Verify Read (default), Verify Write

Associative Copy

Verify Read (default), Verify Write

Verify Tapes

Verify Read (default)

Repack Tapes

Verify Read (default), Verify Write

Export

Export content with checksum (default) - See Appendix A for Oracle DIVArchive options and licensing information.

Import

Import content with checksum (default) - See Appendix A for Oracle DIVArchive options and licensing information.

Transcoding (Archive, Restore, Copy)

Verify Read, Genuine Checksum - both workflows are supported with a change in the object format.

Checksum Support with Complex Objects

DIVArchive 7.6 supports all checksum workflows for non-complex objects. However, only Verify Write (VW) is supported for complex objects.

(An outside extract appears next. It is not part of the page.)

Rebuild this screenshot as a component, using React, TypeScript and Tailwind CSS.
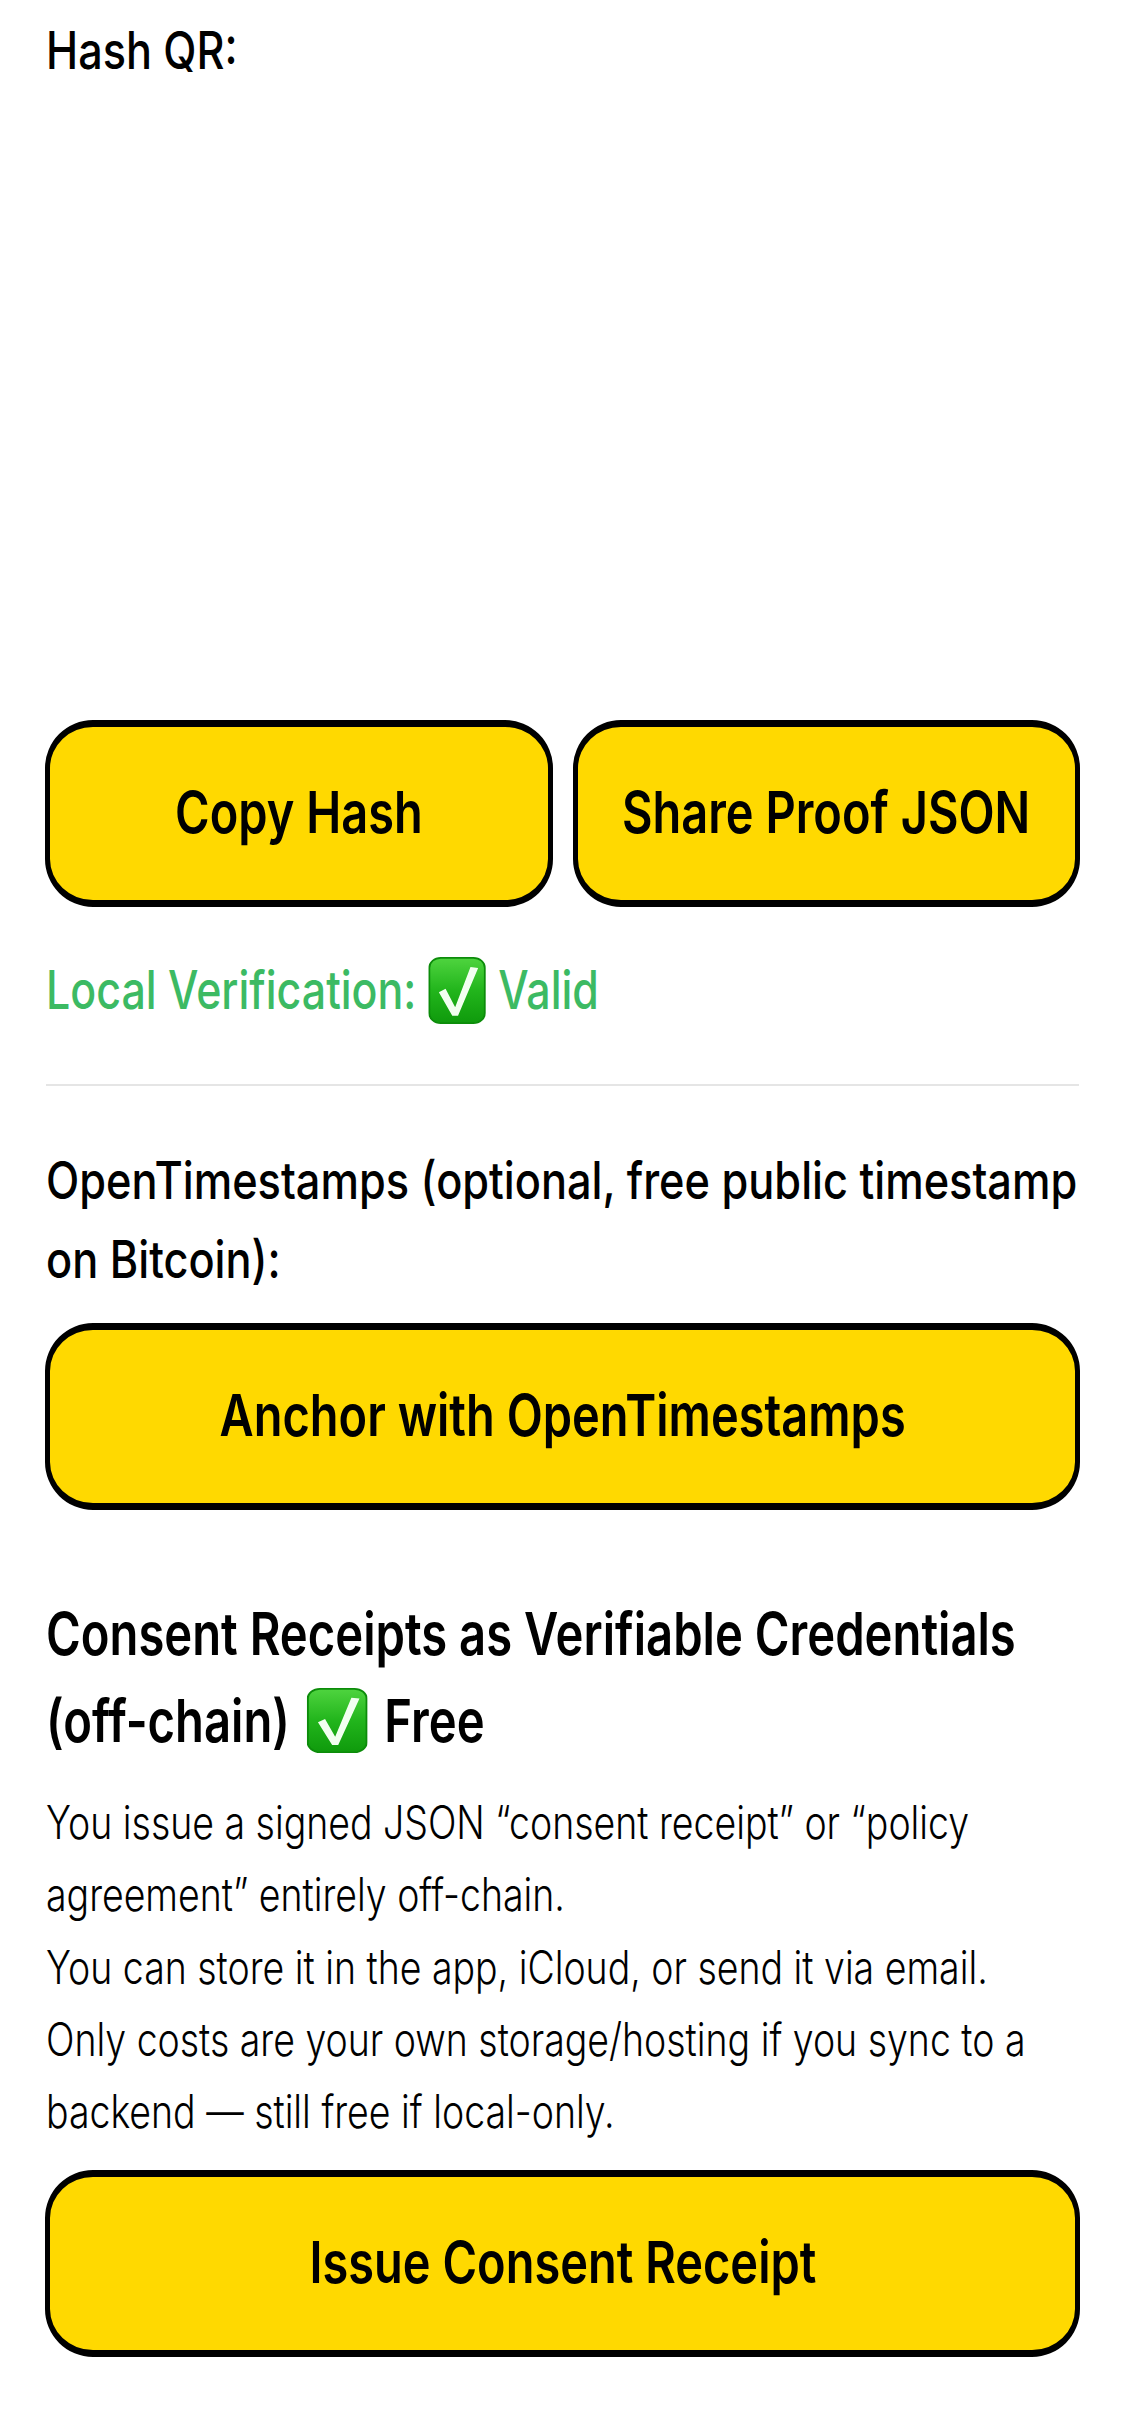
function Check({ className }: { className: string }) {
  return (
    <svg viewBox="0 0 60 80" preserveAspectRatio="none" className={className} aria-hidden="true">
      <defs>
        <linearGradient id="g" x1="0" y1="0" x2="0" y2="1">
          <stop offset="0" stopColor="#4fd43f" />
          <stop offset="0.5" stopColor="#22b51c" />
          <stop offset="1" stopColor="#0f9a0c" />
        </linearGradient>
      </defs>
      <rect x="1" y="1" width="58" height="78" rx="12" fill="url(#g)" stroke="#0c8c0a" strokeWidth="2" />
      <path d="M11 42 L18 38 L28 60 L44 12 L52 13 L31 70 L25 70 Z" fill="#f2fff0" />
    </svg>
  );
}

function Btn({ children, className = "" }: { children: string; className?: string }) {
  return (
    <button className={`flex h-[187px] min-w-0 items-center justify-center rounded-[48px] border-x-[5px] border-y-[7px] border-black bg-[#ffd900] pb-[3px] text-[58px] leading-none font-semibold text-black ${className}`}>
      <span className="inline-block scale-x-[.81] whitespace-nowrap">{children}</span>
    </button>
  );
}

export default function App() {
  return (
    <div className="min-h-[2436px] w-[1125px] overflow-hidden bg-white px-[46px] text-black font-['Inter',sans-serif]">
      <p className="h-[720px] w-[1200px] origin-left scale-x-[.83] pt-[21px] text-[52px] leading-[60px] font-medium">Hash QR:</p>
      <div className="-mx-[1px] grid grid-cols-2 gap-[20px]">
        <Btn>Copy Hash</Btn>
        <Btn>Share Proof JSON</Btn>
      </div>
      <p className="mt-[48px] flex h-[70px] w-[1200px] origin-left scale-x-[.81] items-center gap-[15px] text-[53px] leading-[70px] font-medium text-[#3cba63]">
        <span>Local Verification:</span>
        <Check className="h-[67px] w-[71px]" />
        <span>Valid</span>
      </p>
      <div className="mt-[59px] h-[2px] bg-[#e5e5e5]" />
      <p className="mt-[55px] w-[1300px] origin-left scale-x-[.833] text-[52px] leading-[79px] font-medium">
        OpenTimestamps (optional, free public timestamp
        <br />
        on Bitcoin):
      </p>
      <Btn className="-mx-[1px] mt-[24px] w-[1035px]">Anchor with OpenTimestamps</Btn>
      <h2 className="mt-[80px] w-[1300px] origin-left scale-x-[.8] text-[59px] leading-[87px] font-semibold">
        Consent Receipts as Verifiable Credentials
        <br />
        <span className="inline-flex items-center gap-[21px]">
          (off-chain)
          <Check className="h-[65px] w-[76px]" />
          Free
        </span>
      </h2>
      <p className="mt-[22px] w-[1300px] origin-left scale-x-[.814] text-[46px] leading-[72.3px] font-light">
        You issue a signed JSON “consent receipt” or “policy
        <br />
        agreement” entirely off-chain.
        <br />
        You can store it in the app, iCloud, or send it via email.
        <br />
        Only costs are your own storage/hosting if you sync to a
        <br />
        backend — still free if local-only.
      </p>
      <Btn className="-mx-[1px] mt-[23px] w-[1035px]">Issue Consent Receipt</Btn>
    </div>
  );
}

Complex object checksums are stored in the Metadata database rather than the Oracle database, and therefore will not be displayed in any database queries. The getObjectInfo API call will return a phony checksum, and not all files and folders will be displayed (only a single file representing the entire complex object).

If checksum support is disabled when a complex object is archived, and then subsequently enabled, there will be no checksum comparison during operations on the complex object. In other words, whatever checksum is used when the complex object is archived will be the checksum used throughout the life of the object.

Checksum Support for Symbolic Links

DIVArchive 7.6 has limited support of checksums for symbolic links. The symbolic links carry the checksum value of the empty file that represents the link instead of the checksum of the file reference by the link.